I have a project I have to do. In order to do it I need to investigate this book.
In page 94 they defined hyperbolic isometry on a metric s.t it possesses no fixed point in the tree.
After that they claim that such isomtery possesses 2 fixed point in the boundary of a tree.
How could it be ? How it possesses no fixed point in the tree but 2 fixed point in the boundary of a tree ? Is it a typo ?

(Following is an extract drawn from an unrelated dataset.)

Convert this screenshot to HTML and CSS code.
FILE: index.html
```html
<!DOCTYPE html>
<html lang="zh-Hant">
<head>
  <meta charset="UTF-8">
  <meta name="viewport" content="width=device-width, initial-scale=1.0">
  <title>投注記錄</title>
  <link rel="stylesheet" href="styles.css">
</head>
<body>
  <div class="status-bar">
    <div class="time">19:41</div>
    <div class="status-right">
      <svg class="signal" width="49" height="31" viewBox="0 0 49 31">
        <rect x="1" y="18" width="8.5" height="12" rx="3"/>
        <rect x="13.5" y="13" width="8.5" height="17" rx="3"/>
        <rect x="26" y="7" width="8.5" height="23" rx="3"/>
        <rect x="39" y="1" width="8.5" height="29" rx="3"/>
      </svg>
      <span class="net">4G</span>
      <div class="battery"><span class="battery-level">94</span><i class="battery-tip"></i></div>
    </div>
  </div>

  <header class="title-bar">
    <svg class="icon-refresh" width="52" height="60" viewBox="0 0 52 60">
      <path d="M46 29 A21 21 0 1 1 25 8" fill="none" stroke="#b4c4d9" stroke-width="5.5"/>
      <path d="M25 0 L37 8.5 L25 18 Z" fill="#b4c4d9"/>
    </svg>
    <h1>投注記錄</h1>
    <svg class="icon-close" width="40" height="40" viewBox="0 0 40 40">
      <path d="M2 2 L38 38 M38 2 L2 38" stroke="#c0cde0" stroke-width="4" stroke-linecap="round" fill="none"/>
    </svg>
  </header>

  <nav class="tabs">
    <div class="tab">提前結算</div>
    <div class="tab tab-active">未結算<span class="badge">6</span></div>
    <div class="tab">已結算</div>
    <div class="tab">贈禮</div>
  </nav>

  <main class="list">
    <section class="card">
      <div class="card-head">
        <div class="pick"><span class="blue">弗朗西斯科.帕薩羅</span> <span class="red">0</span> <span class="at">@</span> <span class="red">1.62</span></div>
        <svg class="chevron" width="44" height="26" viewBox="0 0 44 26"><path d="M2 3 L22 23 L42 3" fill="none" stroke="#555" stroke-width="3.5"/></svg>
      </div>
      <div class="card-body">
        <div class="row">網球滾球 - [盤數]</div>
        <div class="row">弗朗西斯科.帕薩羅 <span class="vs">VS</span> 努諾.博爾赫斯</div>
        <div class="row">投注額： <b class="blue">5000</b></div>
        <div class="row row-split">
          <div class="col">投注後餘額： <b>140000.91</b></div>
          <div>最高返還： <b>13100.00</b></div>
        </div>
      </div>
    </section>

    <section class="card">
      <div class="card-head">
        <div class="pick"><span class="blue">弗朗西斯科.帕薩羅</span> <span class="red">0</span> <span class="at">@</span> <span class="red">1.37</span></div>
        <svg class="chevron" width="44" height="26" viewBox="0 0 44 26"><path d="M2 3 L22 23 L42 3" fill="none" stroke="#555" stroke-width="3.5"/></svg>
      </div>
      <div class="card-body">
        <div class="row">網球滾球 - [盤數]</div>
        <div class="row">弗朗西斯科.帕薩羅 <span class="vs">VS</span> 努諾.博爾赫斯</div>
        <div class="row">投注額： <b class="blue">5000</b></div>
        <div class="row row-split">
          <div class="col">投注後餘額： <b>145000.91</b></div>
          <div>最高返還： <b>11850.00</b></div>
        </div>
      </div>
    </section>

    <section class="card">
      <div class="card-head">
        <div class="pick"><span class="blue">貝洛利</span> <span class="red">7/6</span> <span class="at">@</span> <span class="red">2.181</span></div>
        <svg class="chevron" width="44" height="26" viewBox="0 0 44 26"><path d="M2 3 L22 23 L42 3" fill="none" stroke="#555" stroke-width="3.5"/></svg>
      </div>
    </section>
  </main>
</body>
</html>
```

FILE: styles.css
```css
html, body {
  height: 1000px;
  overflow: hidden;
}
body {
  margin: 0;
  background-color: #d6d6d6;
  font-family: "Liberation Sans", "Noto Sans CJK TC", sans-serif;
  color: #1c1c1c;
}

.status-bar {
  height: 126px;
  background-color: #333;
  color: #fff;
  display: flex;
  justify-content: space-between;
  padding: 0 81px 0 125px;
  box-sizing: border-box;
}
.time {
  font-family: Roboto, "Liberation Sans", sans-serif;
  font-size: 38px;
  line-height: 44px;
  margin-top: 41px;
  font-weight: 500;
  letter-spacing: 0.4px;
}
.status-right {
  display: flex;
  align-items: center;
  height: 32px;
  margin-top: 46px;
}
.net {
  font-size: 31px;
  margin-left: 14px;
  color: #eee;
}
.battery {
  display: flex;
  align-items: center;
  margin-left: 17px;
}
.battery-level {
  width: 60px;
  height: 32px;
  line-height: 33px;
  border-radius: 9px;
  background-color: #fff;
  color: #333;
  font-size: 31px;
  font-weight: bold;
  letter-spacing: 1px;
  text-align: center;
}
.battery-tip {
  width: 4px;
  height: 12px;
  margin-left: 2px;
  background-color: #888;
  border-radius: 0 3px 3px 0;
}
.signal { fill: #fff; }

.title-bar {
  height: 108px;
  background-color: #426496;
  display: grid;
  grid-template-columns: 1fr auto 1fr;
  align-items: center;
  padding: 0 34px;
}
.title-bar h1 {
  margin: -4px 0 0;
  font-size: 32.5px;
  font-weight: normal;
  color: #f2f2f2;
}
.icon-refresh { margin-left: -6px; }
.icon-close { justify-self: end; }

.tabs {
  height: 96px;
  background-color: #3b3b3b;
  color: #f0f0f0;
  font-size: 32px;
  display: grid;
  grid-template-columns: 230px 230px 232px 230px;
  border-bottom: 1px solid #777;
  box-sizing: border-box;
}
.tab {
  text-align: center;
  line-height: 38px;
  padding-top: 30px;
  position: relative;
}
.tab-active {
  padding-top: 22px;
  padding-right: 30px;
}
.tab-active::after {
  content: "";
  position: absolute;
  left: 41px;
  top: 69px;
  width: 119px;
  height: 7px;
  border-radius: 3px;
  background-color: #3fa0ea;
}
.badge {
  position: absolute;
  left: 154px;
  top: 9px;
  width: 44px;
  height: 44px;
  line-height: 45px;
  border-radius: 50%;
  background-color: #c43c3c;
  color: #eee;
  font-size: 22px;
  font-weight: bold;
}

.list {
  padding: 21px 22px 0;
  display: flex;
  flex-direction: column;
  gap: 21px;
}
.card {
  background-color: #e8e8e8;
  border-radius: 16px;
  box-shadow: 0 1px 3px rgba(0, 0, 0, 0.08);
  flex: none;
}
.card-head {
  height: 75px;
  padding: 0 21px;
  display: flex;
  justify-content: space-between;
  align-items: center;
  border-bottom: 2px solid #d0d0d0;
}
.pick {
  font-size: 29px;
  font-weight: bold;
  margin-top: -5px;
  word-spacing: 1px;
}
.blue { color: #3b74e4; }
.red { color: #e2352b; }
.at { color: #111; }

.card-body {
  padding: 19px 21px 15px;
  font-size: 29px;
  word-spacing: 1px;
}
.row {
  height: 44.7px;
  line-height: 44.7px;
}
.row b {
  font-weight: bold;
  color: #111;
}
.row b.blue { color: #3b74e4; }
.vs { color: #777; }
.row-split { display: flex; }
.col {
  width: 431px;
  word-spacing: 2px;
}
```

were they meant to elliptic isometry ? I having a little difficult to understand the proof

There is no typo, a hyperbolic isometry on a tree fixes two points at infinity. For instance, you may think about the unit translation on the real line: it has no fixed point on the real line itself, but it fixes the two points at infinity.
Some hints to prove that a hyperbolic isometry $g$ on a tree $T$ fixes exactly two points at infinity:
Let $x \in T$ satisfying $d(x,gx)= \inf \{ d(y,gy) \mid y \in T \}$, and let $\gamma_0$ be a geodesic from $x$ to $gx$. Prove that $[g]=\bigcup\limits_{n \in \mathbb{Z}} g^n \cdot \gamma_0$ defines a bi-infinite geodesic on which $g$ acts by translation.
Deduce that $g$ fixes at least two points at infinity.
Let $\xi \in \partial T$ be a point at infinity, and let $\gamma$ be geodesic ray from $x$ to $\xi$. Then $g \cdot \xi$ is the point at infinity associated to the infinite ray $g \cdot \gamma$. Prove that $g \cdot \xi \neq \xi$ if $\gamma$ is not included into $[g]$.
Conclude that the only points of $\partial T$ fixed by $g$ are the two endpoints of $[g]$.